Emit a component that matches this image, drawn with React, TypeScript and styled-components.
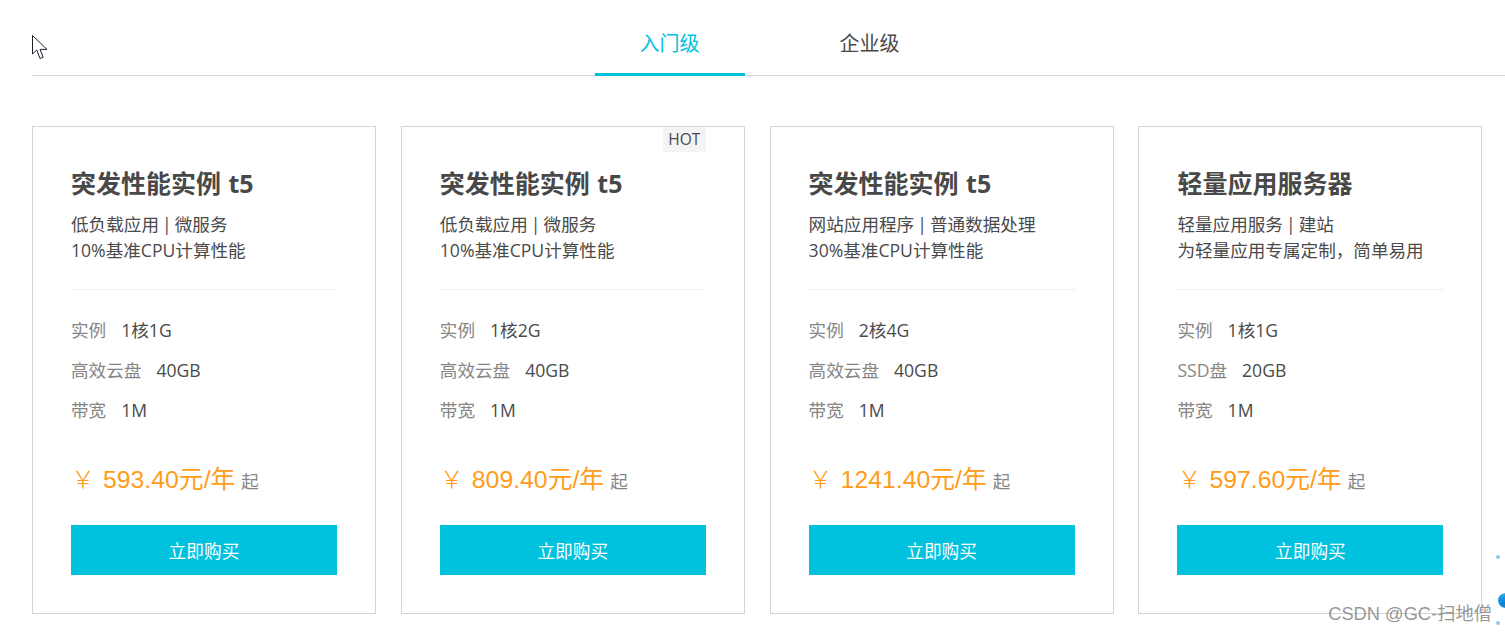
import * as React from "react";
import styled, { createGlobalStyle } from "styled-components";

const GlobalStyle = createGlobalStyle`
  html, body {
    margin: 0;
    background: #fff;
    overflow: hidden;
  }
  body {
    font-family: "Open Sans", "Noto Sans CJK SC", sans-serif;
  }
`;

const Page = styled.div`
  position: relative;
  width: 1505px;
  height: 632px;
  padding-left: 32px;
  box-sizing: border-box;
  overflow: hidden;
`;

const TabBar = styled.div`
  display: flex;
  gap: 50px;
  height: 76px;
  padding-left: 563px;
  box-sizing: border-box;
  border-bottom: 1px solid #d8d8d8;
`;

const Tab = styled.div<{ active?: boolean }>`
  width: 150px;
  height: 76px;
  box-sizing: border-box;
  padding: 29px 1px 0 0;
  text-align: center;
  font-size: 20px;
  line-height: 29px;
  color: ${props => (props.active ? "#00c1de" : "#4a4a4a")};
  border-bottom: 3px solid ${props => (props.active ? "#00c1de" : "transparent")};
`;

const CardGrid = styled.div`
  display: grid;
  grid-template-columns: repeat(4, 344px);
  column-gap: 24.8px;
  margin-top: 50px;
`;

const Card = styled.div`
  position: relative;
  height: 488px;
  box-sizing: border-box;
  padding: 38px 38px 0;
  border: 1px solid #d5d5d5;
`;

const HotBadge = styled.span`
  position: absolute;
  top: 0;
  right: 38px;
  width: 43px;
  height: 25px;
  background: #f4f4f4;
  color: #4a4a4a;
  font-size: 15.5px;
  line-height: 25px;
  text-align: center;
`;

const Title = styled.h3`
  margin: 0;
  height: 38px;
  font-size: 25px;
  line-height: 36px;
  font-weight: 700;
  word-spacing: 1px;
  color: #484848;
  white-space: nowrap;
`;

const Desc = styled.p`
  margin: 8px 0 0;
  padding-bottom: 26px;
  border-bottom: 1px solid #efefef;
  font-size: 17.6px;
  line-height: 26px;
  word-spacing: -1.5px;
  color: #4a4a4a;
  white-space: nowrap;
`;

const Specs = styled.div`
  display: flex;
  flex-direction: column;
  gap: 10px;
  margin-top: 25px;
`;

const Spec = styled.div`
  display: flex;
  gap: 15px;
  height: 30px;
  font-size: 17.6px;
  line-height: 30px;
  white-space: nowrap;
`;

const SpecLabel = styled.span`
  color: #868686;
`;

const SpecValue = styled.span`
  color: #4a4a4a;
`;

const PriceRow = styled.div`
  display: flex;
  align-items: baseline;
  height: 40px;
  margin-top: 34px;
  white-space: nowrap;
`;

const Yen = styled.span`
  width: 32px;
  font-size: 24px;
  font-weight: 300;
  color: #ff9c1a;
`;

const Price = styled.span`
  font-family: "Liberation Sans", "Noto Sans CJK SC", sans-serif;
  font-size: 24.8px;
  color: #ff9c1a;
`;

const From = styled.span`
  margin-left: 6px;
  font-size: 17.6px;
  color: #868686;
`;

const BuyButton = styled.button`
  display: block;
  width: 100%;
  height: 50px;
  margin-top: 26px;
  padding: 0;
  border: 0;
  background: #00c1de;
  color: #fff;
  font-family: inherit;
  font-size: 17.7px;
`;

const Watermark = styled.div`
  position: absolute;
  right: 13px;
  bottom: 6px;
  font-family: "Liberation Sans", "Noto Sans CJK SC", sans-serif;
  font-size: 18.3px;
  line-height: 24px;
  color: rgba(110, 110, 110, 0.72);
  white-space: nowrap;
`;

const Dot = styled.i<{ top: number }>`
  position: absolute;
  right: 5px;
  top: ${props => props.top}px;
  width: 4px;
  height: 4px;
  border-radius: 50%;
  background: #1b93dc;
  opacity: 0.5;
`;

const Sphere = styled.i`
  position: absolute;
  right: -8px;
  top: 593px;
  width: 15px;
  height: 15px;
  border-radius: 50%;
  background: radial-gradient(circle at 40% 70%, #0a7fd0, #1ba0ea 60%, #8fd0f5);
`;

const CursorIcon = styled.svg`
  position: absolute;
  left: 32px;
  top: 35px;
`;

const plans = [
  {
    title: "突发性能实例 t5",
    lines: ["低负载应用 | 微服务", "10%基准CPU计算性能"],
    specs: [["实例", "1核1G"], ["高效云盘", "40GB"], ["带宽", "1M"]],
    price: "593.40元/年",
  },
  {
    title: "突发性能实例 t5",
    lines: ["低负载应用 | 微服务", "10%基准CPU计算性能"],
    specs: [["实例", "1核2G"], ["高效云盘", "40GB"], ["带宽", "1M"]],
    price: "809.40元/年",
    hot: true,
  },
  {
    title: "突发性能实例 t5",
    lines: ["网站应用程序 | 普通数据处理", "30%基准CPU计算性能"],
    specs: [["实例", "2核4G"], ["高效云盘", "40GB"], ["带宽", "1M"]],
    price: "1241.40元/年",
  },
  {
    title: "轻量应用服务器",
    lines: ["轻量应用服务 | 建站", "为轻量应用专属定制，简单易用"],
    specs: [["实例", "1核1G"], ["SSD盘", "20GB"], ["带宽", "1M"]],
    price: "597.60元/年",
  },
];

const App = () => (
  <Page>
    <GlobalStyle />
    <CursorIcon width="16" height="25" viewBox="0 0 16 25">
      <path
        d="M0.5 0.5V19L4.8 15L8 23.5L11.2 22.2L8 14.4H15Z"
        fill="#fff"
        stroke="#20202a"
        strokeWidth="1"
      />
    </CursorIcon>
    <TabBar>
      <Tab active>入门级</Tab>
      <Tab>企业级</Tab>
    </TabBar>
    <CardGrid>
      {plans.map((plan, i) => (
        <Card key={i}>
          {plan.hot ? <HotBadge>HOT</HotBadge> : null}
          <Title>{plan.title}</Title>
          <Desc>
            {plan.lines[0]}
            <br />
            {plan.lines[1]}
          </Desc>
          <Specs>
            {plan.specs.map(([label, value]) => (
              <Spec key={label}>
                <SpecLabel>{label}</SpecLabel>
                <SpecValue>{value}</SpecValue>
              </Spec>
            ))}
          </Specs>
          <PriceRow>
            <Yen>￥</Yen>
            <Price>{plan.price}</Price>
            <From>起</From>
          </PriceRow>
          <BuyButton>立即购买</BuyButton>
        </Card>
      ))}
    </CardGrid>
    <Dot top={555} />
    <Sphere />
    <Dot top={621} />
    <Watermark>CSDN @GC-扫地僧</Watermark>
  </Page>
);

export default App;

+ + + +

== WHAT IS ASKED ==
Your task is to repeat the material above exactly, without its pictures.

== THE RESPONSE ==
Emit a component that matches this image, drawn with React, TypeScript and styled-components.
import * as React from "react";
import styled, { createGlobalStyle } from "styled-components";

const GlobalStyle = createGlobalStyle`
  html, body {
    margin: 0;
    background: #fff;
    overflow: hidden;
  }
  body {
    font-family: "Open Sans", "Noto Sans CJK SC", sans-serif;
  }
`;

const Page = styled.div`
  position: relative;
  width: 1505px;
  height: 632px;
  padding-left: 32px;
  box-sizing: border-box;
  overflow: hidden;
`;

const TabBar = styled.div`
  display: flex;
  gap: 50px;
  height: 76px;
  padding-left: 563px;
  box-sizing: border-box;
  border-bottom: 1px solid #d8d8d8;
`;

const Tab = styled.div<{ active?: boolean }>`
  width: 150px;
  height: 76px;
  box-sizing: border-box;
  padding: 29px 1px 0 0;
  text-align: center;
  font-size: 20px;
  line-height: 29px;
  color: ${props => (props.active ? "#00c1de" : "#4a4a4a")};
  border-bottom: 3px solid ${props => (props.active ? "#00c1de" : "transparent")};
`;

const CardGrid = styled.div`
  display: grid;
  grid-template-columns: repeat(4, 344px);
  column-gap: 24.8px;
  margin-top: 50px;
`;

const Card = styled.div`
  position: relative;
  height: 488px;
  box-sizing: border-box;
  padding: 38px 38px 0;
  border: 1px solid #d5d5d5;
`;

const HotBadge = styled.span`
  position: absolute;
  top: 0;
  right: 38px;
  width: 43px;
  height: 25px;
  background: #f4f4f4;
  color: #4a4a4a;
  font-size: 15.5px;
  line-height: 25px;
  text-align: center;
`;

const Title = styled.h3`
  margin: 0;
  height: 38px;
  font-size: 25px;
  line-height: 36px;
  font-weight: 700;
  word-spacing: 1px;
  color: #484848;
  white-space: nowrap;
`;

const Desc = styled.p`
  margin: 8px 0 0;
  padding-bottom: 26px;
  border-bottom: 1px solid #efefef;
  font-size: 17.6px;
  line-height: 26px;
  word-spacing: -1.5px;
  color: #4a4a4a;
  white-space: nowrap;
`;

const Specs = styled.div`
  display: flex;
  flex-direction: column;
  gap: 10px;
  margin-top: 25px;
`;

const Spec = styled.div`
  display: flex;
  gap: 15px;
  height: 30px;
  font-size: 17.6px;
  line-height: 30px;
  white-space: nowrap;
`;

const SpecLabel = styled.span`
  color: #868686;
`;

const SpecValue = styled.span`
  color: #4a4a4a;
`;

const PriceRow = styled.div`
  display: flex;
  align-items: baseline;
  height: 40px;
  margin-top: 34px;
  white-space: nowrap;
`;

const Yen = styled.span`
  width: 32px;
  font-size: 24px;
  font-weight: 300;
  color: #ff9c1a;
`;

const Price = styled.span`
  font-family: "Liberation Sans", "Noto Sans CJK SC", sans-serif;
  font-size: 24.8px;
  color: #ff9c1a;
`;

const From = styled.span`
  margin-left: 6px;
  font-size: 17.6px;
  color: #868686;
`;

const BuyButton = styled.button`
  display: block;
  width: 100%;
  height: 50px;
  margin-top: 26px;
  padding: 0;
  border: 0;
  background: #00c1de;
  color: #fff;
  font-family: inherit;
  font-size: 17.7px;
`;

const Watermark = styled.div`
  position: absolute;
  right: 13px;
  bottom: 6px;
  font-family: "Liberation Sans", "Noto Sans CJK SC", sans-serif;
  font-size: 18.3px;
  line-height: 24px;
  color: rgba(110, 110, 110, 0.72);
  white-space: nowrap;
`;

const Dot = styled.i<{ top: number }>`
  position: absolute;
  right: 5px;
  top: ${props => props.top}px;
  width: 4px;
  height: 4px;
  border-radius: 50%;
  background: #1b93dc;
  opacity: 0.5;
`;

const Sphere = styled.i`
  position: absolute;
  right: -8px;
  top: 593px;
  width: 15px;
  height: 15px;
  border-radius: 50%;
  background: radial-gradient(circle at 40% 70%, #0a7fd0, #1ba0ea 60%, #8fd0f5);
`;

const CursorIcon = styled.svg`
  position: absolute;
  left: 32px;
  top: 35px;
`;

const plans = [
  {
    title: "突发性能实例 t5",
    lines: ["低负载应用 | 微服务", "10%基准CPU计算性能"],
    specs: [["实例", "1核1G"], ["高效云盘", "40GB"], ["带宽", "1M"]],
    price: "593.40元/年",
  },
  {
    title: "突发性能实例 t5",
    lines: ["低负载应用 | 微服务", "10%基准CPU计算性能"],
    specs: [["实例", "1核2G"], ["高效云盘", "40GB"], ["带宽", "1M"]],
    price: "809.40元/年",
    hot: true,
  },
  {
    title: "突发性能实例 t5",
    lines: ["网站应用程序 | 普通数据处理", "30%基准CPU计算性能"],
    specs: [["实例", "2核4G"], ["高效云盘", "40GB"], ["带宽", "1M"]],
    price: "1241.40元/年",
  },
  {
    title: "轻量应用服务器",
    lines: ["轻量应用服务 | 建站", "为轻量应用专属定制，简单易用"],
    specs: [["实例", "1核1G"], ["SSD盘", "20GB"], ["带宽", "1M"]],
    price: "597.60元/年",
  },
];

const App = () => (
  <Page>
    <GlobalStyle />
    <CursorIcon width="16" height="25" viewBox="0 0 16 25">
      <path
        d="M0.5 0.5V19L4.8 15L8 23.5L11.2 22.2L8 14.4H15Z"
        fill="#fff"
        stroke="#20202a"
        strokeWidth="1"
      />
    </CursorIcon>
    <TabBar>
      <Tab active>入门级</Tab>
      <Tab>企业级</Tab>
    </TabBar>
    <CardGrid>
      {plans.map((plan, i) => (
        <Card key={i}>
          {plan.hot ? <HotBadge>HOT</HotBadge> : null}
          <Title>{plan.title}</Title>
          <Desc>
            {plan.lines[0]}
            <br />
            {plan.lines[1]}
          </Desc>
          <Specs>
            {plan.specs.map(([label, value]) => (
              <Spec key={label}>
                <SpecLabel>{label}</SpecLabel>
                <SpecValue>{value}</SpecValue>
              </Spec>
            ))}
          </Specs>
          <PriceRow>
            <Yen>￥</Yen>
            <Price>{plan.price}</Price>
            <From>起</From>
          </PriceRow>
          <BuyButton>立即购买</BuyButton>
        </Card>
      ))}
    </CardGrid>
    <Dot top={555} />
    <Sphere />
    <Dot top={621} />
    <Watermark>CSDN @GC-扫地僧</Watermark>
  </Page>
);

export default App;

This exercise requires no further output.